At some point, it has to be said, the back-story rather overtakes the surface plot, and the personal concerns of Danesh—particularly his relationship with Zubrasky, mirroring the dynamic of is-she-rival-or-buddy-or-something-more which almost never fails to give a copfic drama a touch of tension—sometimes fall away, but this is clearly a book which is meant to be the first of a series, and we should therefore hope for everything to be picked up in further installments. Certainly the book ends with the promise that Danesh has got himself into some tricky waters to be navigated when we next meet him. At the moment, the moral issue seems a bit too easily sketched out.
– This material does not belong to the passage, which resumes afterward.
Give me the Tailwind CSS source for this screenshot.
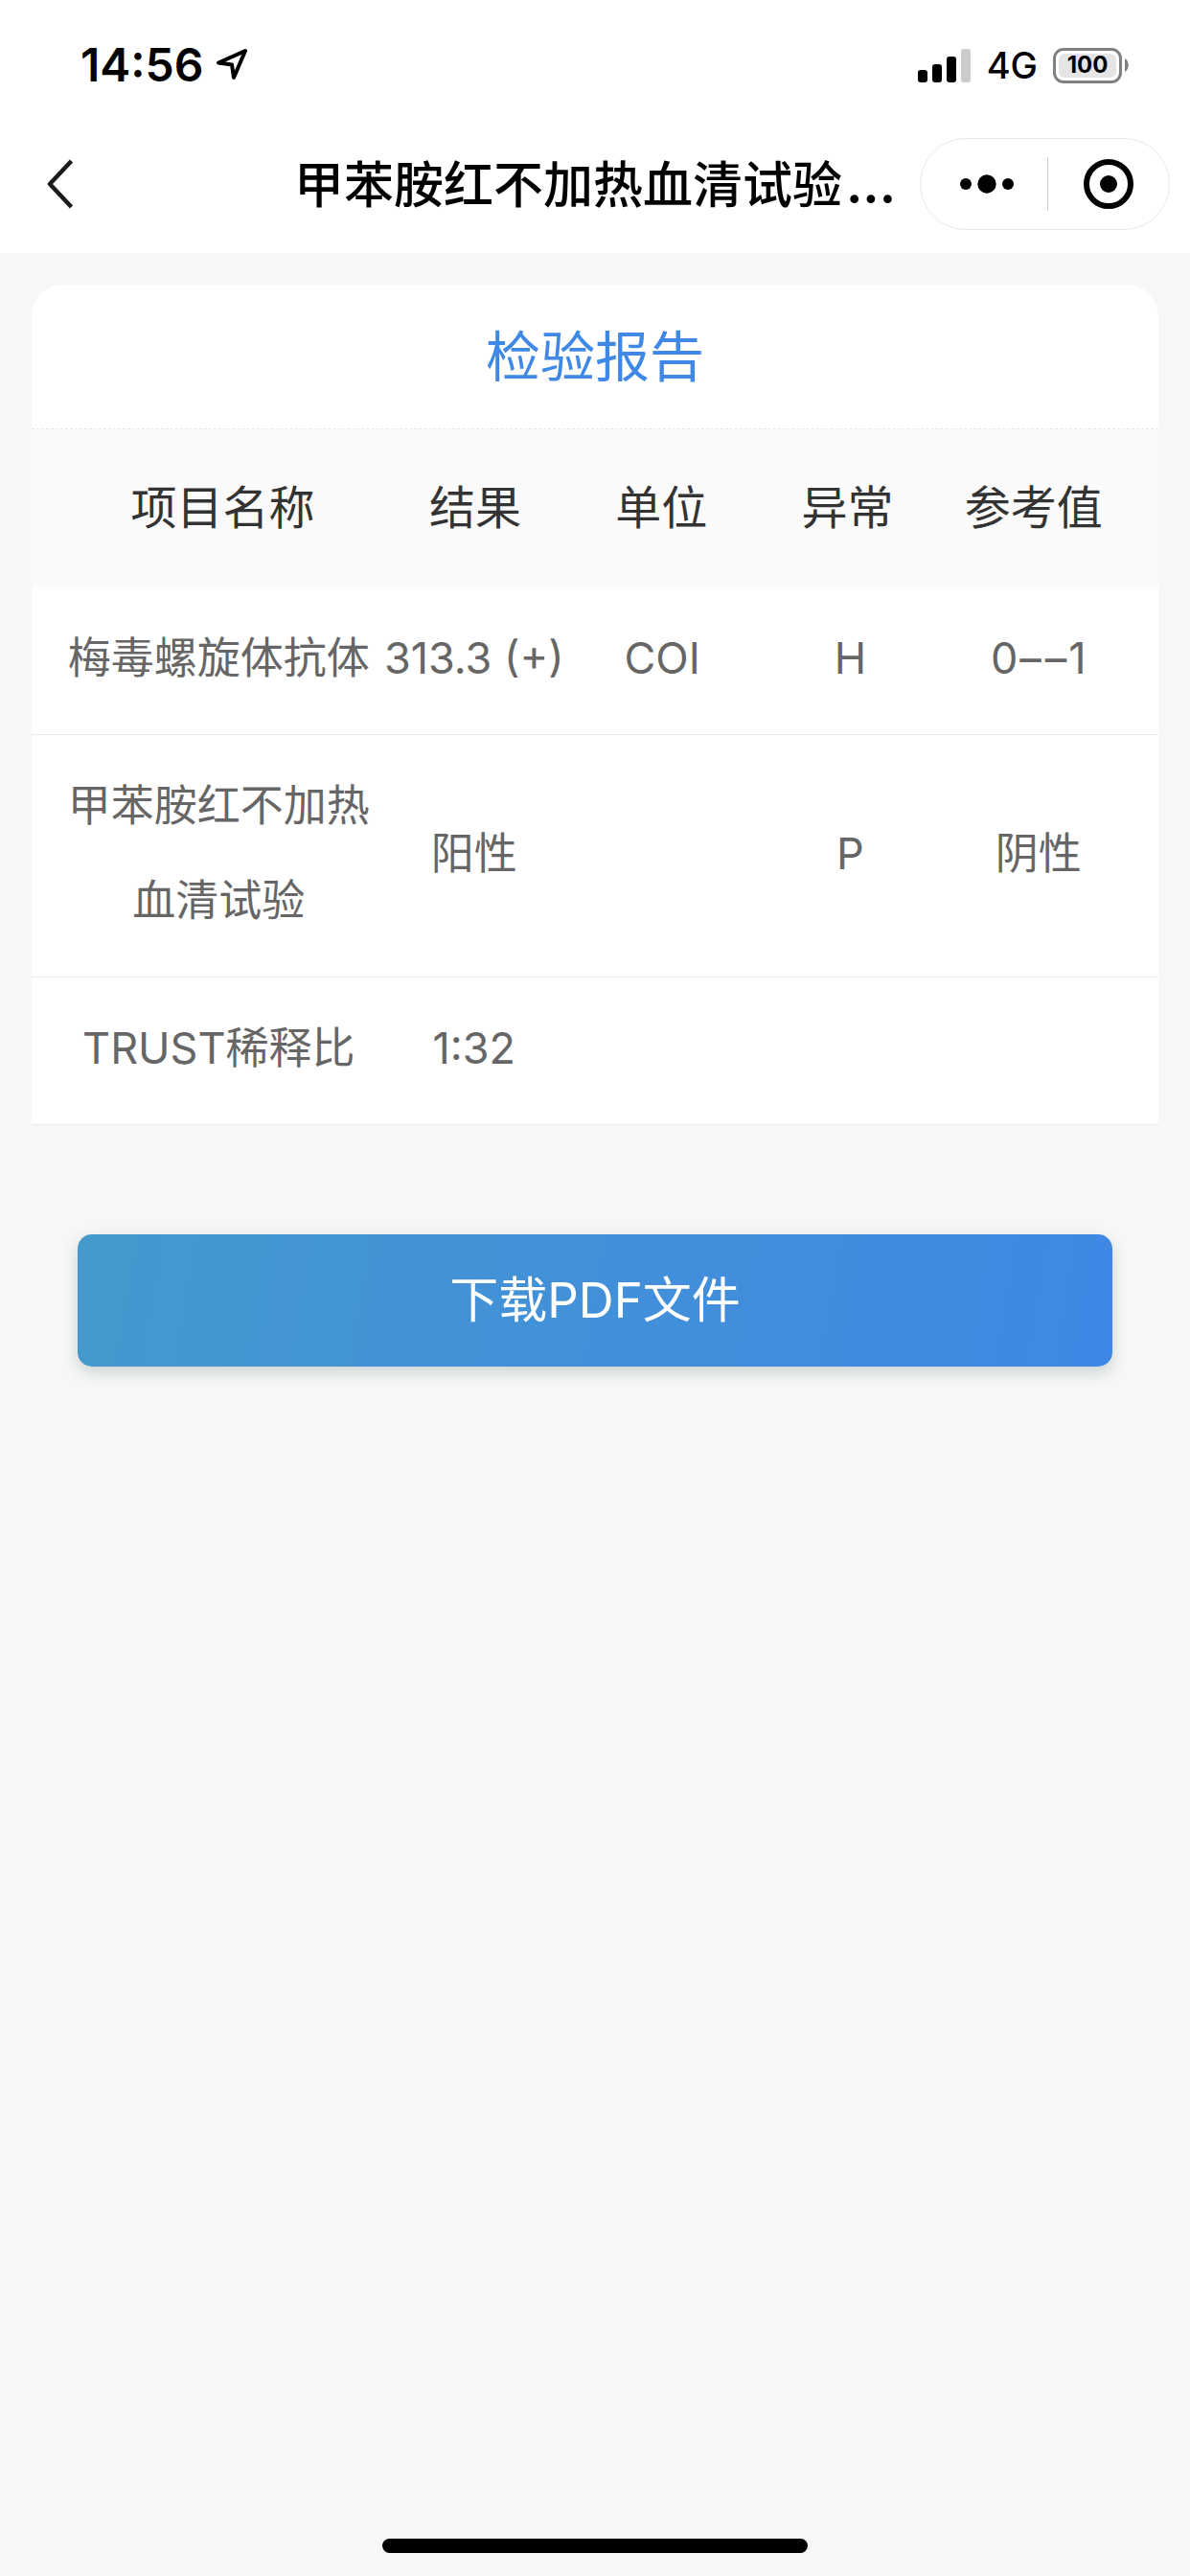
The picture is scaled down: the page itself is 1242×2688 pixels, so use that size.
<!DOCTYPE html>
<html lang="zh-CN">
<head>
<meta charset="utf-8">
<meta name="viewport" content="width=device-width, initial-scale=1">
<title>甲苯胺红不加热血清试验</title>
<script src="https://cdn.jsdelivr.net/npm/@tailwindcss/browser@4"></script>
</head>
<body class="flex min-h-screen flex-col bg-[#f7f7f7] font-['Inter','Noto_Sans_CJK_SC',sans-serif]">
  <header class="bg-white text-black">
    <!-- Status bar -->
    <div class="flex h-[136px] items-center justify-between pr-16 pl-[84px]">
      <div class="flex items-center gap-3">
        <span class="text-[48px] leading-none font-semibold">14:56</span>
        <svg class="size-9" viewBox="0 0 36 36" fill="none" stroke="#000" stroke-width="4" stroke-linejoin="round" aria-hidden="true"><path d="M32 3 4 15.500 18 17.500 20 31Z"/></svg>
      </div>
      <div class="flex items-center">
        <svg class="h-9 w-14" viewBox="0 0 56 36" aria-hidden="true">
          <rect x="0" y="23" width="10" height="13" rx="3"/>
          <rect x="15" y="17" width="10" height="19" rx="3"/>
          <rect x="30" y="9" width="10" height="27" rx="3"/>
          <rect x="45" y="1" width="10" height="35" rx="3" fill="#ccc"/>
        </svg>
        <span class="ml-4 text-[38px] leading-none font-medium">4G</span>
        <div class="ml-4 flex items-center gap-[3px]">
          <div class="rounded-[11px] border-3 border-[#808080] p-[3px]">
            <div class="flex h-[25px] w-[60px] items-center justify-center rounded-[6px] bg-[#e5e5e5] text-[24px] leading-none font-bold">100</div>
          </div>
          <svg class="h-[14px] w-1" viewBox="0 0 4 14" aria-hidden="true"><path d="M0 0C5 3 5 11 0 14Z" fill="#808080"/></svg>
        </div>
      </div>
    </div>
    <!-- Navigation bar -->
    <div class="grid h-32 grid-cols-[1fr_auto_1fr] items-center pr-[21px] pb-4 pl-[33px]">
      <button type="button" aria-label="返回" class="flex size-[60px] items-center justify-center">
        <svg class="h-[52px] w-7" viewBox="0 0 28 52" fill="none" stroke="#1a1a1a" stroke-width="4.500" stroke-linejoin="round" aria-hidden="true"><path d="M25.500 2 3 26 25.500 50"/></svg>
      </button>
      <h1 class="pt-1 pr-3 text-[52px] leading-none font-medium">甲苯胺红不加热血清试验<span class="ml-1 font-bold">...</span></h1>
      <div class="flex h-24 w-[261px] items-center justify-self-end rounded-full border border-[#e8e8e8]">
        <button type="button" aria-label="更多" class="flex h-full flex-1 items-center justify-center pl-1.5">
          <svg class="h-5 w-14" viewBox="0 0 56 20" aria-hidden="true"><circle cx="6" cy="10" r="6"/><circle cx="28" cy="10" r="9.700"/><circle cx="50" cy="10" r="6"/></svg>
        </button>
        <span class="h-14 w-px bg-[#ccc]"></span>
        <button type="button" aria-label="关闭" class="flex h-full flex-1 items-center justify-center">
          <svg class="size-[52px]" viewBox="0 0 52 52" aria-hidden="true"><circle cx="26" cy="26" r="23" fill="none" stroke="#000" stroke-width="6"/><circle cx="26" cy="26" r="9"/></svg>
        </button>
      </div>
    </div>
  </header>

  <main class="flex-1 p-[33px]">
    <section class="rounded-t-[33px] bg-white">
      <h2 class="border-b border-dashed border-[#e8e8e8] pt-0.5 text-center text-[57px] leading-[148px] text-[#3f88e5]">检验报告</h2>
      <table class="block w-full text-center leading-[99px]">
        <thead class="block bg-[#fafafa] text-[48px] text-[#333]">
          <tr class="grid grid-cols-[12fr_7fr_7fr_7fr_7fr] px-[33px] pt-8 pb-[34px]">
            <th scope="col" class="font-normal">项目名称</th>
            <th scope="col" class="font-normal">结果</th>
            <th scope="col" class="font-normal">单位</th>
            <th scope="col" class="font-normal">异常</th>
            <th scope="col" class="font-normal">参考值</th>
          </tr>
        </thead>
        <tbody class="block text-[45px] text-[#666]">
          <tr class="grid grid-cols-[12fr_7fr_7fr_7fr_7fr] items-center border-b border-[#ececec] px-[27px] pt-6 pb-[30px]">
            <td>梅毒螺旋体抗体</td><td>313.3 (+)</td><td>COI</td><td>H</td><td>0<span class="mx-0.5">–</span><span class="mx-0.5">–</span>1</td>
          </tr>
          <tr class="grid grid-cols-[12fr_7fr_7fr_7fr_7fr] items-center border-b border-[#ececec] px-[27px] pt-6 pb-[30px]">
            <td>甲苯胺红不加热血清试验</td><td>阳性</td><td></td><td>P</td><td>阴性</td>
          </tr>
          <tr class="grid grid-cols-[12fr_7fr_7fr_7fr_7fr] items-center border-b border-[#ececec] px-[27px] pt-6 pb-[30px]">
            <td>TRUST稀释比</td><td>1:32</td><td></td><td></td><td></td>
          </tr>
        </tbody>
      </table>
    </section>
    <div class="px-12 pt-[114px]">
      <button type="button" class="h-[138px] w-full rounded-[15px] bg-linear-[100deg,#4599cd,#3f87e5] text-[51px] text-white shadow-[0_6px_16px_rgba(26,70,60,0.2)]">下载PDF文件</button>
    </div>
  </main>

  <footer class="flex justify-center pb-6">
    <div class="h-[15px] w-[444px] rounded-full bg-black"></div>
  </footer>
</body>
</html>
Magic-using (Magery), for most of the book at least, seems to be automatically suspect, and we never come across any “good” magical manifestations. Magic-using can be appropriate, perhaps—but can it be good? And, because Magic and magery are so much part of the story from the beginning, we never really see anything from the point of view of the mundane world. Zubrasky is rather underplayed here. We are told that the Office of the Witchfinder General is a secretive body, more mocked than understood by people who become aware of its existence; but we don’t really see the world much through the eyes of most of those who inhabit it, who are safely protected and sheltered.

Danesh himself (who barely knows much of what is going on, even by the end of the book) is an interesting viewpoint character, whose background (half-Indian, half-English, still coming to terms with the differences between England and Wales) both add to the richness of the story and reflect much that is going on within its major themes of cultural conflict. He clearly has more to give us in this respect, and it would be interesting to see more of this world and how he resolves his problems.